I continued back along the trail, this time crossing a fallen tree to cross the marshy area where I'd run into those two speed hikers. Before I reached the climb back up to the Disaster Creek/Arnot Creek intersection, I sucked my Camelbak dry. When I reached the top of the climb, I checked my Gatorade supply. About 16 ounces left. I gulped down 8 ounces, then saved the rest for later. I only had about 1.6 mostly flat miles to go.

As I sped through the Upper Gardner Meadow, I passed a pair of hikers. One was setting up a tripod and reflector to take wildflower pictures. See, there are some people out there more hard-core than I am when it comes to photography.
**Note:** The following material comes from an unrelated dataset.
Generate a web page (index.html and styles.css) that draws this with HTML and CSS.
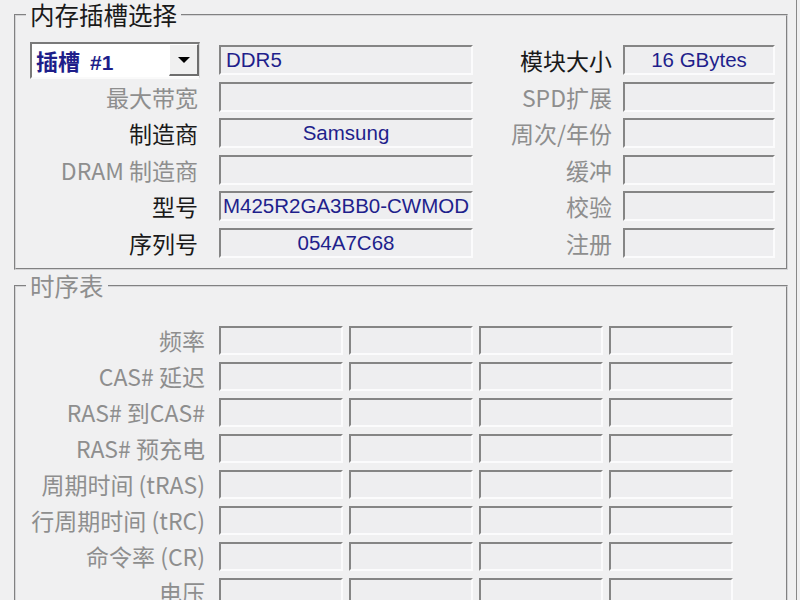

Although I do admit to wanting to get a reflector; I just haven't gotten around to it yet.

Just before I started the climb back up to the first trail intersection, I drank my last 8 ounces of Gatorade. Then I walked the remaining distance to the parking lot, just as 5 or 6 other hikers and backpackers finished their hikes. As soon as I got to my car I sucked down water and ate the best apple I've ever tasted.